Thursday, September 18, 2014

Loki Booster

I got this Loki booster a while ago.  It's a little banged up (the fins are slightly bent) but overall it's in pretty good shape since it's probably around 60 years old.  This one was never fired or filled with propellant. The transition section doesn't have the roll pins installed and can be removed to revel the interior of the motor.  It is also possible to see the rubber liner that protects the thin aluminum motor casing from the heat of combustion.  The black spots seen at the base of the motor and on the nozzle retaining ring seem to be the same material as the liner.  I'm not sure what the pin on the top of the transition section is for; it's spring loaded and maybe it's meant to help ensure a clean dart separation.
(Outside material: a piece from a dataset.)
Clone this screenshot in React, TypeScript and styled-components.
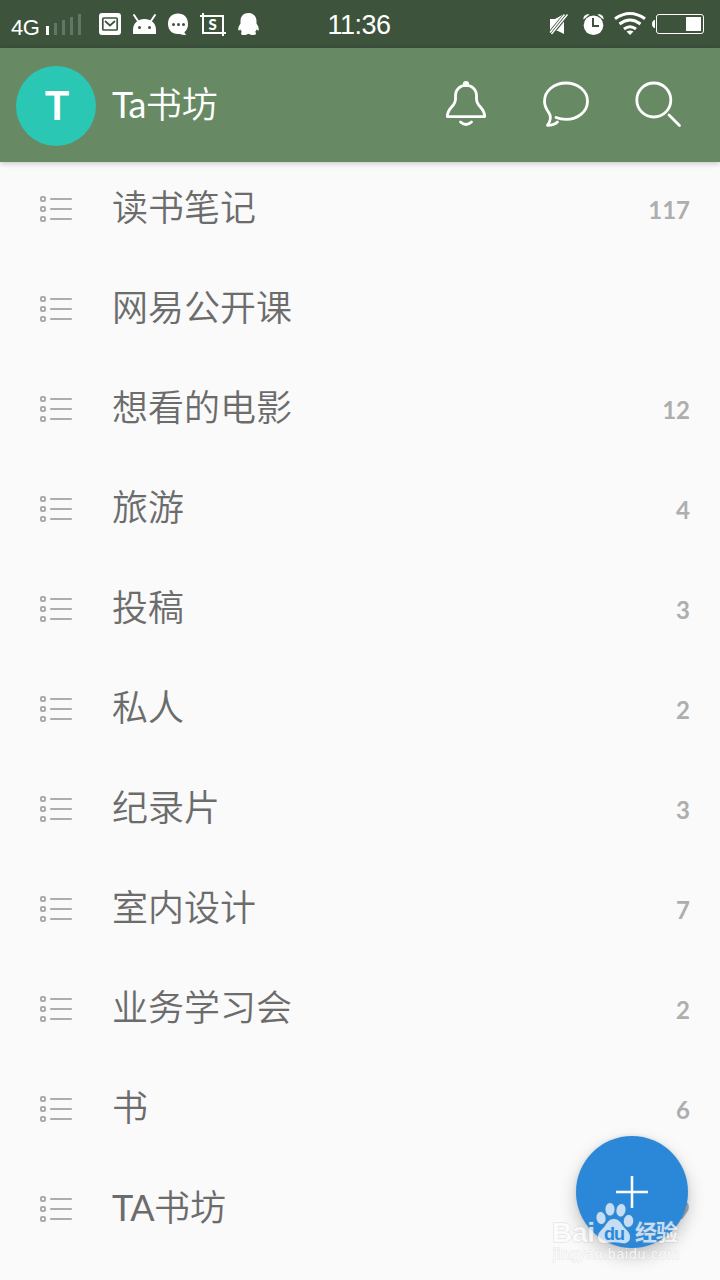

The pin on the side was, I believe, to keep the dart from spinning as the rocket was spin stabilized.  It's cool to think that this small booster was capable of getting a dart up to 34 miles...

Monday, September 15, 2014

TR-1 Test Fit

Tested the fit of the nozzle and bulkhead with o-rings installed.  Everything fit together nicely and no adjustments were made.

Thursday, September 11, 2014

TR-1 Casting Stuff

Delrin coring rods are cut to length and everything fits together nicely.